Curbing competition

Source: TW

The nested logic of Jaati-Varna

What is the self? The success of modernity has been in making a mockery of this mystery of mysteries. It has made ordinary people trade their innocent bewilderment with dismissive overconfidence. “Why? The self is that nice guy on the corporate id-card.”

Who we are was not as plain to the ancients as it is to the moderns. For the ancients, selfhood was a spectrum, the two poles of which were the individual and the collective. And even today, it is this very spectrum that makes us socially functional. Our position on it is not set in stone, it is a matter of context.

We behave selfishly, i.e. tend towards the individual side of the spectrum, when dealing with the outgroup. We quarrel with the guy breaking the queue. We fight for promotion at our office. We cheat while playing cricket in the park. Competition encourages individualism.

We behave altruistically, i.e. tend towards the collective end of the spectrum, with our in-group, those we trust blindly or for a reason. We care for our family and friends. We fight and die for our flag. We give up a seat for that aunty on the metro. Altruism manifests, as seen above, in specific conditions of interdependence, wherein the selfish individual places the interest of the group above his own.

The genius of jaati-varna is its fractal structure and nested logic, applied at various degrees of separation of biological kinship. Just as the collective reaches a size beyond which biological kinship ceases to drive cooperation among the constituents, conditions that encourage cooperation between groups are sought to be created. The neat separation of occupations based on birth thus creates conditions of interdependence between endogamous groups, forcing them to co-operate rather than compete.

Large scale competition is abhorrent to a Dharmic social order.
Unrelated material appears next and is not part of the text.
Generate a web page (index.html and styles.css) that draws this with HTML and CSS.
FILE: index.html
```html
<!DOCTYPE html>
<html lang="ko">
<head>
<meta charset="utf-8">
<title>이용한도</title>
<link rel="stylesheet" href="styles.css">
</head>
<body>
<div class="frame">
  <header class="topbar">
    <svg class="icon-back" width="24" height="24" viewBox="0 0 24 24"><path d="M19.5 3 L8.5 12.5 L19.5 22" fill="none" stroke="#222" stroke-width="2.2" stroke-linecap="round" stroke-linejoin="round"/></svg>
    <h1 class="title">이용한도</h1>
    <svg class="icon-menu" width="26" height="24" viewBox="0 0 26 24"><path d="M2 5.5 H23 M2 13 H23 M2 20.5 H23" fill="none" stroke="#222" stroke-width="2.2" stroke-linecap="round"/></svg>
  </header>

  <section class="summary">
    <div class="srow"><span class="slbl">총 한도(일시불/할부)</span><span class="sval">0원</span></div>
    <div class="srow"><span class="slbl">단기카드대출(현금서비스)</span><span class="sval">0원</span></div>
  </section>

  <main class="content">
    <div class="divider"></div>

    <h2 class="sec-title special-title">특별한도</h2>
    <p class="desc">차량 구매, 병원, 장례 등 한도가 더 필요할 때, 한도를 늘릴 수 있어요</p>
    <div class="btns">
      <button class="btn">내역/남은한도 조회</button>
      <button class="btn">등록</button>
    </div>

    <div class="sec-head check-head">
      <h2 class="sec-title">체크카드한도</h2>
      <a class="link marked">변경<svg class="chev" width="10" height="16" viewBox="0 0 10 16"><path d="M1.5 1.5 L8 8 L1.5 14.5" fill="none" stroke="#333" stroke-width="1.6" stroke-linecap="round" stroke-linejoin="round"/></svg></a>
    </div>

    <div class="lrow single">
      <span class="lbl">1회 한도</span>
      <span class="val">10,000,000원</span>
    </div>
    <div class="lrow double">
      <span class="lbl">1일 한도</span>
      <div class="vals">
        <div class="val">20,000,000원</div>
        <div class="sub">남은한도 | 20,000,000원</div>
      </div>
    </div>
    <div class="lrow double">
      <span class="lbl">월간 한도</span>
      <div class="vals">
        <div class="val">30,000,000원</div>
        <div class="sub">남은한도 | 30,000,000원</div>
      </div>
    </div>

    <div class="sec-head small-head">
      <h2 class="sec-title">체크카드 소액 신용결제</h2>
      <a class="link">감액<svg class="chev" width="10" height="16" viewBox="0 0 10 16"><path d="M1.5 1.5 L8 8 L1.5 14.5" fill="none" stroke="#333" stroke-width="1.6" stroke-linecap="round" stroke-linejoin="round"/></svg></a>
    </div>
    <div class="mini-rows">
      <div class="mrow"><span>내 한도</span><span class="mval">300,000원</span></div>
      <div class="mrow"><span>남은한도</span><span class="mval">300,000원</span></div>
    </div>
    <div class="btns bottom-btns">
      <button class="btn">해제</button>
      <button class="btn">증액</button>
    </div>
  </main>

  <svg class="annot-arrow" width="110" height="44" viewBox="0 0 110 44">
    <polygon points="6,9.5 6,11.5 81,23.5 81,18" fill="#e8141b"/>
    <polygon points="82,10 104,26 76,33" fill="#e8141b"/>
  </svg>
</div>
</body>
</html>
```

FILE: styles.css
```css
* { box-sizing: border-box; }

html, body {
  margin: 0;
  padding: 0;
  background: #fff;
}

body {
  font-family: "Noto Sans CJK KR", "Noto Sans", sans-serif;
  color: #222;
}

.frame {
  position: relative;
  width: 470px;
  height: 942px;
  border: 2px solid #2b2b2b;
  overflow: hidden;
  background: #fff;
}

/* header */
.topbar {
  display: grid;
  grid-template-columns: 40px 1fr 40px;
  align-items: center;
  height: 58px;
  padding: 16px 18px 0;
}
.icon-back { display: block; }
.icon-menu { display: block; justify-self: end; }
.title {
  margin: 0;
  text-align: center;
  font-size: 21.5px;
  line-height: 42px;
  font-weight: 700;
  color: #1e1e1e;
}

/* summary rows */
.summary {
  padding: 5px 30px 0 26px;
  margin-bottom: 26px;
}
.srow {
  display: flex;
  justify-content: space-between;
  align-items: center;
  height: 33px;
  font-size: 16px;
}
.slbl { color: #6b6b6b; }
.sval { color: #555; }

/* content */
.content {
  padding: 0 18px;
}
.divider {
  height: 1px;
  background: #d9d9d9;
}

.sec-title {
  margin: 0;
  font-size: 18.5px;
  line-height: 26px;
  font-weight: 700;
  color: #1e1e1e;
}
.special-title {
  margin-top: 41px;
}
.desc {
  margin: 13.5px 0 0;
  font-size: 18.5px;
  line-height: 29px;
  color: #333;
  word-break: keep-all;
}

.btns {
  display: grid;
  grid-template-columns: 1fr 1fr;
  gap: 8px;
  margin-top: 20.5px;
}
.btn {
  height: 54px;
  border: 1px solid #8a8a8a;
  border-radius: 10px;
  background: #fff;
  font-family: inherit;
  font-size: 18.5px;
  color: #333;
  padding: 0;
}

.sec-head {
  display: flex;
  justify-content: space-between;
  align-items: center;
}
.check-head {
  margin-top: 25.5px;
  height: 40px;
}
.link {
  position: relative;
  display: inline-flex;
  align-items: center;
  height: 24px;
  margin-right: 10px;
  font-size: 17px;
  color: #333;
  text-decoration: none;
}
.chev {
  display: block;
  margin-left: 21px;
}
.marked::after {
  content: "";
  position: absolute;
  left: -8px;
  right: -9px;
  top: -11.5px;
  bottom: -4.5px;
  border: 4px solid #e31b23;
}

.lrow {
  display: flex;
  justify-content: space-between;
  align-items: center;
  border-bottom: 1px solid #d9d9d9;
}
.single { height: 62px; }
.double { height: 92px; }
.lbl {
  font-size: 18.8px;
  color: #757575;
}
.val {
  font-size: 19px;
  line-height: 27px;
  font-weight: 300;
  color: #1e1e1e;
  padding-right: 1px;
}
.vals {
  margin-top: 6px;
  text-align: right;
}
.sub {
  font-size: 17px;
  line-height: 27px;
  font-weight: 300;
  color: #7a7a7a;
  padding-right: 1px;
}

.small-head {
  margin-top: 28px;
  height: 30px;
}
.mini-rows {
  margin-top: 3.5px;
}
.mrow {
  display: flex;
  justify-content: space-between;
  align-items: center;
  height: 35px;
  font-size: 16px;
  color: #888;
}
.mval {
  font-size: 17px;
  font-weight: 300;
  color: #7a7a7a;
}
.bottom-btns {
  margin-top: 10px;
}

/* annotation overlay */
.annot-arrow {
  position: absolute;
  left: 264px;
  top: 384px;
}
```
In fact, Shrimad Bhagwat considers it to be one of the fifteen types of moral calamities, clubbing it with the likes of theft, violence, falsehood etc.
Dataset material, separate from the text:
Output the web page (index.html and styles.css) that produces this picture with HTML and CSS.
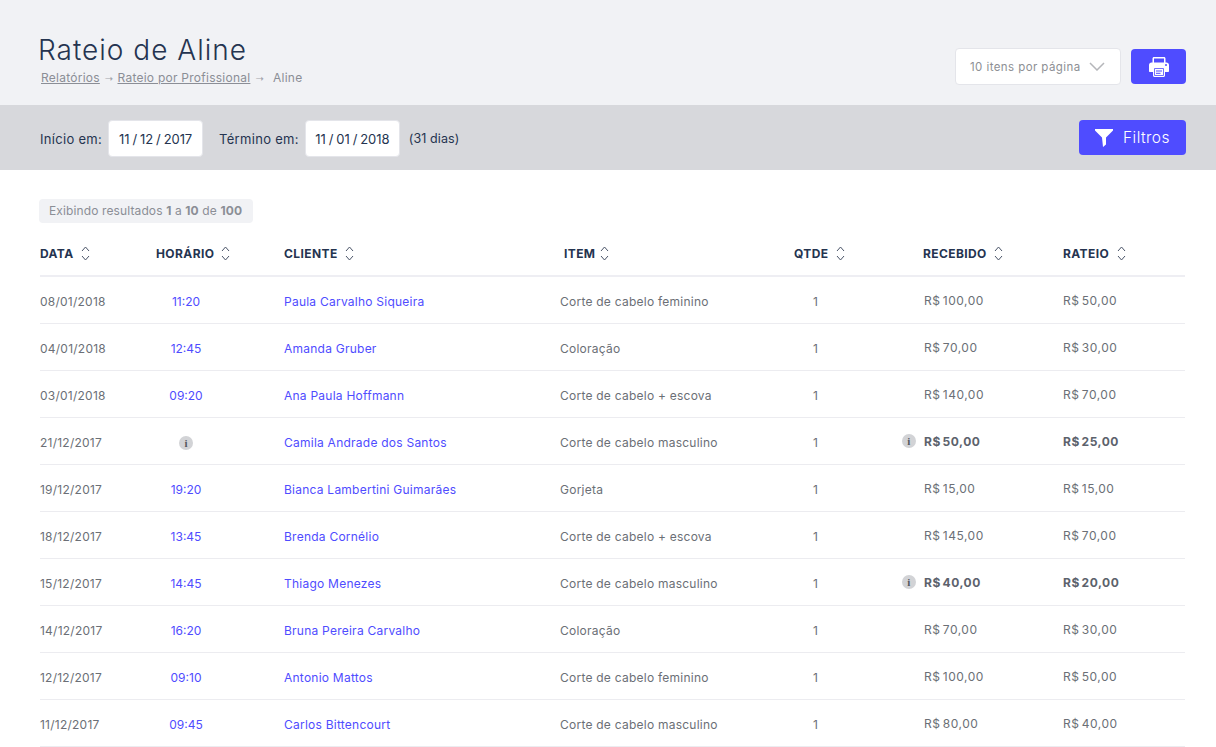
FILE: index.html
```html
<!DOCTYPE html>
<html lang="pt-BR">
<head>
    <meta charset="utf-8">
    <title>Rateio de Aline</title>
    <link rel="stylesheet" href="styles.css">
</head>
<body>
    <header class="page-header">
        <div>
            <h1>Rateio de Aline</h1>
            <div class="breadcrumb">
                <a href="#">Relatórios</a><span class="crumb-arrow">➝</span><a href="#">Rateio por Profissional</a><span class="crumb-arrow">➝</span><span class="crumb-current">Aline</span>
            </div>
        </div>
        <div class="header-actions">
            <div class="per-page">
                <span>10 itens por página</span>
                <svg width="16" height="9" viewBox="0 0 16 9"><path d="M1 1l7 7 7-7" fill="none" stroke="#b5b6ba" stroke-width="1.5"/></svg>
            </div>
            <button class="btn btn-print" aria-label="Imprimir">
                <svg width="20" height="20" viewBox="0 0 20 20">
                    <path d="M3.500 7V1.500C3.500.7 4.200 0 5 0h10c.8 0 1.500.7 1.500 1.500V7H15V1.500H5V7z" fill="#fff"/>
                    <path d="M2.500 5.500h15C18.900 5.500 20 6.600 20 8v6c0 .6-.4 1-1 1h-3v3.500c0 .8-.7 1.500-1.500 1.500h-9C4.700 20 4 19.300 4 18.500V15H1c-.6 0-1-.4-1-1V8c0-1.400 1.100-2.500 2.500-2.500z" fill="#fff"/>
                    <circle cx="17" cy="8" r="1" fill="#4f4cff"/>
                    <path d="M5.500 11.500h9v7h-9z" fill="#fff" stroke="#4f4cff" stroke-width=".8"/>
                    <path d="M7 14h6M7 16.300h4.500" stroke="#4f4cff" stroke-width="1"/>
                </svg>
            </button>
        </div>
    </header>

    <section class="filter-bar">
        <div class="date-filters">
            <label>Início em:</label>
            <div class="date-box">11 / 12 / 2017</div>
            <label class="label-end">Término em:</label>
            <div class="date-box">11 / 01 / 2018</div>
            <span class="days">(31 dias)</span>
        </div>
        <button class="btn btn-filter">
            <svg width="18" height="18" viewBox="0 0 18 18"><path d="M0 0h18v1.500L11 8.500V15.500L8 18 7 8.500 0 1.500z" fill="#fff"/></svg>
            Filtros
        </button>
    </section>

    <main class="content">
        <div class="results-badge">Exibindo resultados <b>1</b> a <b>10</b> de <b>100</b></div>

        <table class="report">
            <thead>
                <tr>
                    <th class="col-date"><span class="th-in">DATA<svg class="sort" viewBox="0 0 9 15"><path d="M1 5l3.500-4L8 5M1 10l3.500 4L8 10"/></svg></span></th>
                    <th class="col-time"><span class="th-in">HORÁRIO<svg class="sort" viewBox="0 0 9 15"><path d="M1 5l3.500-4L8 5M1 10l3.500 4L8 10"/></svg></span></th>
                    <th class="col-client"><span class="th-in">CLIENTE<svg class="sort" viewBox="0 0 9 15"><path d="M1 5l3.500-4L8 5M1 10l3.500 4L8 10"/></svg></span></th>
                    <th class="col-item"><span class="th-in">ITEM<svg class="sort" viewBox="0 0 9 15"><path d="M1 5l3.500-4L8 5M1 10l3.500 4L8 10"/></svg></span></th>
                    <th class="col-qty"><span class="th-in">QTDE<svg class="sort" viewBox="0 0 9 15"><path d="M1 5l3.500-4L8 5M1 10l3.500 4L8 10"/></svg></span></th>
                    <th class="col-received"><span class="th-in">RECEBIDO<svg class="sort" viewBox="0 0 9 15"><path d="M1 5l3.500-4L8 5M1 10l3.500 4L8 10"/></svg></span></th>
                    <th class="col-share"><span class="th-in">RATEIO<svg class="sort" viewBox="0 0 9 15"><path d="M1 5l3.500-4L8 5M1 10l3.500 4L8 10"/></svg></span></th>
                </tr>
            </thead>
            <tbody>
                <tr><td>08/01/2018</td><td class="time"><a href="#">11:20</a></td><td><a href="#">Paula Carvalho Siqueira</a></td><td>Corte de cabelo feminino</td><td class="qty">1</td><td class="money">R$ 100,00</td><td class="money">R$ 50,00</td></tr>
                <tr><td>04/01/2018</td><td class="time"><a href="#">12:45</a></td><td><a href="#">Amanda Gruber</a></td><td>Coloração</td><td class="qty">1</td><td class="money">R$ 70,00</td><td class="money">R$ 30,00</td></tr>
                <tr><td>03/01/2018</td><td class="time"><a href="#">09:20</a></td><td><a href="#">Ana Paula Hoffmann</a></td><td>Corte de cabelo + escova</td><td class="qty">1</td><td class="money">R$ 140,00</td><td class="money">R$ 70,00</td></tr>
                <tr><td>21/12/2017</td><td class="time"><span class="info">i</span></td><td><a href="#">Camila Andrade dos Santos</a></td><td>Corte de cabelo masculino</td><td class="qty">1</td><td class="money strong"><span class="info info-side">i</span>R$ 50,00</td><td class="money strong">R$ 25,00</td></tr>
                <tr><td>19/12/2017</td><td class="time"><a href="#">19:20</a></td><td><a href="#">Bianca Lambertini Guimarães</a></td><td>Gorjeta</td><td class="qty">1</td><td class="money">R$ 15,00</td><td class="money">R$ 15,00</td></tr>
                <tr><td>18/12/2017</td><td class="time"><a href="#">13:45</a></td><td><a href="#">Brenda Cornélio</a></td><td>Corte de cabelo + escova</td><td class="qty">1</td><td class="money">R$ 145,00</td><td class="money">R$ 70,00</td></tr>
                <tr><td>15/12/2017</td><td class="time"><a href="#">14:45</a></td><td><a href="#">Thiago Menezes</a></td><td>Corte de cabelo masculino</td><td class="qty">1</td><td class="money strong"><span class="info info-side">i</span>R$ 40,00</td><td class="money strong">R$ 20,00</td></tr>
                <tr><td>14/12/2017</td><td class="time"><a href="#">16:20</a></td><td><a href="#">Bruna Pereira Carvalho</a></td><td>Coloração</td><td class="qty">1</td><td class="money">R$ 70,00</td><td class="money">R$ 30,00</td></tr>
                <tr><td>12/12/2017</td><td class="time"><a href="#">09:10</a></td><td><a href="#">Antonio Mattos</a></td><td>Corte de cabelo feminino</td><td class="qty">1</td><td class="money">R$ 100,00</td><td class="money">R$ 50,00</td></tr>
                <tr><td>11/12/2017</td><td class="time"><a href="#">09:45</a></td><td><a href="#">Carlos Bittencourt</a></td><td>Corte de cabelo masculino</td><td class="qty">1</td><td class="money">R$ 80,00</td><td class="money">R$ 40,00</td></tr>
            </tbody>
        </table>
    </main>
</body>
</html>
```

FILE: styles.css
```css
* {
    box-sizing: border-box;
}

html, body {
    height: 747px;
    overflow: hidden;
}

body {
    margin: 0;
    background-color: #fff;
    color: #6b6f76;
    font-family: Inter, "Open Sans", sans-serif;
    font-size: 12px;
}

a {
    color: #4f4cff;
    text-decoration: none;
}

/* top area */
.page-header {
    height: 105px;
    padding: 33px 30px 0 38px;
    background-color: #f1f2f5;
    display: flex;
    justify-content: space-between;
}

h1 {
    margin: 0;
    color: #253450;
    font-size: 28px;
    font-weight: 300;
    line-height: 34px;
    letter-spacing: 1px;
}

.breadcrumb {
    margin: 3px 0 0 3px;
    font-size: 12px;
    line-height: 16px;
    letter-spacing: 0.25px;
    color: #8b8e96;
}

.breadcrumb a {
    color: #8b8e96;
    text-decoration: underline;
}

.crumb-arrow {
    margin: 0 4px 0 5px;
    font-size: 10px;
    color: #a5a7ad;
    font-family: "DejaVu Sans", sans-serif;
}

.crumb-current {
    margin-left: 5px;
}

.header-actions {
    display: flex;
    gap: 10px;
    padding-top: 15px;
    align-items: flex-start;
}

.per-page {
    width: 166px;
    height: 37px;
    padding: 0 15px 0 14px;
    background-color: #fff;
    border: 1px solid #e4e5ea;
    border-radius: 4px;
    color: #8d8f94;
    font-size: 11.500px;
    letter-spacing: 0.42px;
    display: flex;
    align-items: center;
    justify-content: space-between;
}

.btn {
    border: 0;
    border-radius: 4px;
    background-color: #4f4cff;
    color: #fff;
    display: flex;
    align-items: center;
    justify-content: center;
    font-family: inherit;
    padding: 0;
}

.btn-print {
    width: 55px;
    height: 35px;
    margin-top: 1px;
}

/* date filters */
.filter-bar {
    height: 65px;
    padding: 15px 30px 0 40px;
    background-color: #d7d8dc;
    display: flex;
    justify-content: space-between;
    align-items: flex-start;
}

.date-filters {
    display: flex;
    align-items: center;
    color: #253450;
    font-size: 13px;
    letter-spacing: 0.3px;
}

.date-box {
    width: 95px;
    height: 37px;
    margin-left: 6px;
    background-color: #fff;
    border: 1px solid #e4e5ea;
    border-radius: 4px;
    display: flex;
    align-items: center;
    justify-content: center;
    letter-spacing: -0.1px;
    word-spacing: -0.5px;
    white-space: nowrap;
}

.label-end {
    margin-left: 16px;
}

.days {
    margin-left: 9px;
    font-size: 12.500px;
    letter-spacing: 0.1px;
}

.btn-filter {
    width: 107px;
    height: 35px;
    gap: 10px;
    justify-content: flex-start;
    padding-left: 16px;
    font-size: 15.500px;
    font-weight: 300;
    letter-spacing: 0.45px;
}

/* results */
.content {
    padding: 29px 31px 0 40px;
}

.results-badge {
    display: inline-block;
    height: 24px;
    margin-left: -1px;
    padding: 0 11px 0 10px;
    background-color: #f1f2f5;
    border-radius: 4px;
    color: #8b8e96;
    font-size: 12px;
    line-height: 24px;
    letter-spacing: 0.12px;
}

.results-badge b {
    font-weight: 700;
}

.report {
    width: 1145px;
    margin-top: 7px;
    border-collapse: collapse;
    table-layout: fixed;
}

.col-date { width: 116px; }
.col-time { width: 128px; }
.col-client { width: 276px; }
.col-item { width: 230px; }
.col-qty { width: 129px; }
.col-received { width: 140px; }

th {
    height: 46px;
    padding: 2px 0 0;
    border-bottom: 2px solid #eeeef3;
    color: #253450;
    font-size: 12px;
    font-weight: 700;
    letter-spacing: 0.4px;
    text-align: left;
}

.th-in {
    display: inline-flex;
    align-items: center;
    gap: 7px;
}

.col-item .th-in,
.col-qty .th-in,
.col-received .th-in,
.col-share .th-in {
    margin-left: 4px;
}

.col-item .th-in {
    gap: 5px;
}

.col-share .th-in {
    gap: 8px;
}

.sort {
    width: 9px;
    height: 15px;
    fill: none;
    stroke: #4a5468;
    stroke-width: 1;
}

td {
    height: 47px;
    padding: 4px 0 0;
    border-bottom: 1px solid #ececf0;
    font-size: 12px;
    letter-spacing: 0.24px;
    color: #6b6f76;
    white-space: nowrap;
}

td.time {
    padding-right: 68px;
    text-align: center;
    letter-spacing: 0;
}

td.qty {
    padding-left: 23px;
}

td.money {
    position: relative;
    padding: 2px 0 0 4px;
    letter-spacing: 0.5px;
    word-spacing: -1.500px;
}

td.money:nth-child(6) {
    padding-left: 5px;
}

.strong {
    font-weight: 700;
    color: #5c626c;
}

.info {
    display: inline-block;
    width: 14px;
    height: 14px;
    border-radius: 50%;
    background-color: #d2d3d6;
    color: #55585e;
    font-family: "Liberation Serif", serif;
    font-size: 11px;
    font-weight: 700;
    line-height: 14px;
    text-align: center;
    vertical-align: middle;
}

.info-side {
    position: absolute;
    left: -17px;
    top: 16px;
}
```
स्तेयं हिंसानृतं दम्भः कामः क्रोधः स्मयो मदः ।
भेदो वैरमविश्वासः संस्पर्धा व्यसनानि च ॥

Thus, interdependence between jaatis (and varnas) follows the same contours as cooperation between individuals of the same in-group. The fabled cultural unity of India, which defied shifting political divisions and sāmpradāyika diversity, is on account of this simple design principle that eludes the modern Hindu mind. For we have consumed the kool-aid of meritocracy that promotes unbridled competition and normalises inequality while singing paeans to equality. The irony! As Sandel remarks in his book on the subject, meritocracy is “not a remedy for inequality; it is a justification for inequality.”

The pursuit of cooperation at higher and higher scales prevents the ’tragedy of the commons’ from unfolding as natural abundance is respected and preserved in the interest of the whole world. As the Mahābhārata recommends, renounce the smaller self interest for the greater good at every scale of social organisation. In the act of selflessness for the good of the world, one day will give up the world for your greater Self.